QR codes, a type of 2D barcode, gained popularity during the COVID-19 pandemic and are now a standard tool to access restaurant menus, as reported by CNN Business. These codes, named for being “Quick Response,” are not the only type of 2D barcode, though they illustrate the format’s potential.
“The mechanics of being able to encode on both dimensions of that square QR code give you the ability to put more robust information than you can today in a UPC that can only hold a small amount of numbers,” Carrie Wilkie, senior vice president of standards and technology at GS1 US told Axios.
How can 2D barcodes be revolutionary?
2D barcodes will allow consumers to access a wide range of data, including ingredients, recipes, discounts, and offers, going beyond the “beep” at the check-out counter.
They will provide greater transparency into the product’s origins and work toward improving product safety.
For retailers, these barcodes will help improve inventory management through which they can quickly identify faulty items and keep them away from shelves, reports Axios.
These barcodes will also help brands access information for traceability programs, sustainability initiatives, and consumer engagement actions.
How are they useful for sustainability efforts?
2D barcodes can reduce food waste by helping consumers and retailers immediately identify if a product is nearing or past its expiration date. Once identified, retailers can proactively mark it down and sell the product instead of having to throw it away.
The barcodes will also assist AI-powered robots that can pick out recyclable items and divert them away from trash.

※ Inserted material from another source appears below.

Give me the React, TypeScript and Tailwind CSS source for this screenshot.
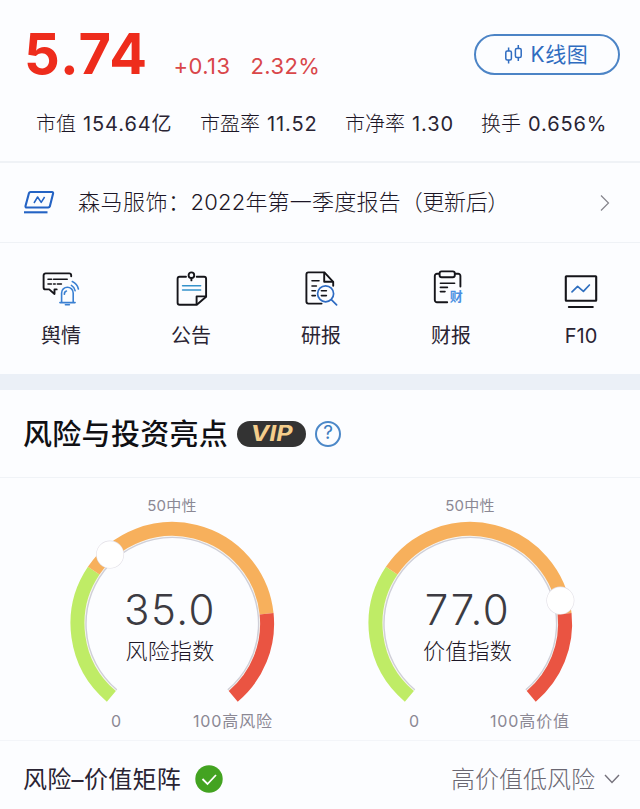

For consumers, 2D barcodes can provide information about materials used in making a product and help them make informed choices about what they buy.
Stores such as Woolworths have successfully reduced food waste by using 2D barcodes, reported GS1 Australia on the outlet Inside FMCG.
“As we work towards a better tomorrow with our suppliers, 2D barcodes can help us communicate a product’s verified sustainability credentials to customers,” Roberto Olivares, senior project manager at Woolworths, told GS1 Australia for Inside FMCG.